Pour ma part, bien que le film soit centré sur Ludwig II, j'aurais surtout retenu la présence de Romy Schneider, que j'ai l'impression de redécouvrir voire de découvrir, à chaque fois que je vois ce Crépuscule des Dieux, dans cette réinterprétation surprenante d'un rôle dont elle a voulu s'écarter : tout en revenant à son rôle le plus emblématique, elle brise complétement la première image qu'elle en donnait ou lui donne une autre image beaucoup plus aboutie, rendant par là-même pleinement justice au "Lys Noir", auquel vont sa préférence et la mienne : une Elizabeth d'Autriche plus profonde entre part d'ombre et de lumière, ambivalente, cynique, "vénéneuse" et désabusée, tellement désabusée de Franz Jozef et du reste que ça la trilogie de Marischka (se voit sous un autre angle, pour moi, alors qu'elle n'est pas dans le même esthétique et je dois quand même avouer une certaine tendresse pour cette dernière). Cette magnifique mouette des mers, comme se surnommait elle-même l'impératrice anarchiste traverse le film comme un ange ténébreux, en écho au destin tragique de son interprète qui disparaîtra prématurément dix ans après. Est-ce le destin si étonnamment parallèle de ces deux figures austro-bavaroises francophiles nées à un petit siècle de distance l'une de l'autre qui me rend si sensible à cette incarnation du personnage ? Ou la façon de Romy de remercier Visconti, en qui elle avait une totale confiance, de lui avoir permit de retrouver un début de seconde carrière dans un moment, où elle était au creux de la vague, avec cette splendide performance à se damner ? Toujours est-il que je suis fascinée comme rarement, à chaque vision.
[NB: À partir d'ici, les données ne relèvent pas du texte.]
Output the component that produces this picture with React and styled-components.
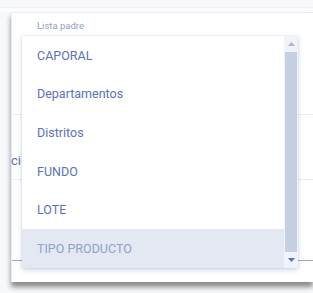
import React from "react";
import styled, { createGlobalStyle } from "styled-components";

const GlobalStyle = createGlobalStyle`
  html, body {
    margin: 0;
    padding: 0;
    background: #f7f8fb;
    font-family: Roboto, "Noto Sans", sans-serif;
    overflow: hidden;
  }
`;

const Page = styled.div`
  width: 313px;
  height: 293px;
  padding-top: 7px;
  box-sizing: border-box;
  position: relative;
`;

const TopBar = styled.div`
  height: 5px;
  background: #fcfcfe;
  border-top: 1px solid #f0f1f6;
  box-sizing: border-box;
`;

const Card = styled.div`
  margin-left: 11px;
  height: 270px;
  background: #ffffff;
  border-top: 1px solid #e8ebf3;
  border-left: 1px solid #e8ebf3;
  box-shadow: 0 5px 5px rgba(50, 50, 50, 0.55);
  box-sizing: border-box;
`;

const Label = styled.div`
  padding: 6px 0 0 25px;
  font-size: 9.5px;
  color: #8f9fc6;
  line-height: 13px;
`;

const Rule = styled.div`
  height: 1px;
  background: ${(p) => p.color || "#e9ecf3"};
  margin-top: ${(p) => p.top}px;
`;

const BackText = styled.div`
  font-size: 13px;
  color: #5a72b5;
  line-height: 16px;
  margin-top: 38px;
  margin-left: -1px;
`;

const Menu = styled.div`
  position: absolute;
  left: 22px;
  top: 36px;
  width: 276px;
  height: 232px;
  background: #ffffff;
  box-shadow: 0 2px 5px rgba(80, 100, 160, 0.25), 0 0 2px rgba(80, 100, 160, 0.15);
  display: flex;
`;

const List = styled.div`
  flex: 1;
  display: flex;
  flex-direction: column;
`;

const Item = styled.div`
  height: 38.67px;
  display: flex;
  align-items: center;
  padding-left: 15px;
  font-size: 12.5px;
  color: ${(p) => (p.active ? "#8fa1cc" : "#5a72b5")};
  background: ${(p) => (p.active ? "#e3e8f2" : "transparent")};
`;

const Scrollbar = styled.div`
  width: 14px;
  background: #f1f3f8;
  display: flex;
  flex-direction: column;
  align-items: center;
`;

const Arrow = styled.div`
  height: 16px;
  display: flex;
  align-items: center;
  justify-content: center;
  width: 100%;
`;

const Thumb = styled.div`
  flex: 1;
  width: 12px;
  background: #c5d0e3;
`;

const items = ["CAPORAL", "Departamentos", "Distritos", "FUNDO", "LOTE", "TIPO PRODUCTO"];

export default function App() {
  return (
    <>
      <GlobalStyle />
      <Page>
        <TopBar />
        <Card>
          <Label>Lista padre</Label>
          <Rule top={82} />
          <BackText>ci</BackText>
          <Rule top={10} />
          <Rule top={80} color="#9aa8cc" />
        </Card>
        <Menu>
          <List>
            {items.map((t, i) => (
              <Item key={t} active={i === items.length - 1}>
                {t}
              </Item>
            ))}
          </List>
          <Scrollbar>
            <Arrow>
              <svg width="7" height="4" viewBox="0 0 7 4">
                <path d="M0 4 L3.5 0 L7 4 Z" fill="#a9b6d6" />
              </svg>
            </Arrow>
            <Thumb />
            <Arrow>
              <svg width="7" height="4" viewBox="0 0 7 4">
                <path d="M0 0 L7 0 L3.5 4 Z" fill="#5a72b5" />
              </svg>
            </Arrow>
          </Scrollbar>
        </Menu>
      </Page>
    </>
  );
}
Sans oublier, naturellement, un autre comédien récurrent de Visconti, le séduisant Helmut Berger qui nous compose un magnifique et presque effrayant Ludwig II follement passionné du maître de Bayreuth (ici incarné par l'excellentissime Trevor Howard) , et mégalo qui se réfugie dans la musique pour ne pas voir s'effondrer le royaume de Bavière, peu à peu victime de l'Unification de l'Allemagne sous l'égide de la Prusse bismarkienne. Un bel hommage de sa part au "roi des rêves", à l'Aigle, comme le surnommait Sisi. Ode funèbre pour le fier pays germanique au Lion mais aussi pour son souverain qui veut "rester libre de chercher le bonheur dans l'impossible" comme il le dit lui-même, face à une Impératrice Elizabeth consciente de la ruine, du rôle de figuration des monarques et torturée, campée par une Romy Schneider à la présence impériale. En outre, le duo Schneider-Berger, complice, est vraiment fascinant dans la relation ambivalente entre leur deux personnages!
Et bien sûr autre gros point pour ce film, sa BO qui emprunte, d'ailleurs, très judicieusement à Wagner certaines de ses compositions (son envoûtant Lohengrin, son captivant Tannhäuser et son poignant Tristan) mais aussi, j'ai eu un coup de cœur pour ses vues superbes de Neuschwanstein, en particulier, et autres paysages notamment dans les scènes sous la neige. Du grand, si ce n'est très grand film dirigé par un Visconti inspiré et porté par des acteurs de talent! Lequel me rappelle en plus mes pays de cœur, où j'ai pu me rendre, et me rend nostalgique d'eux.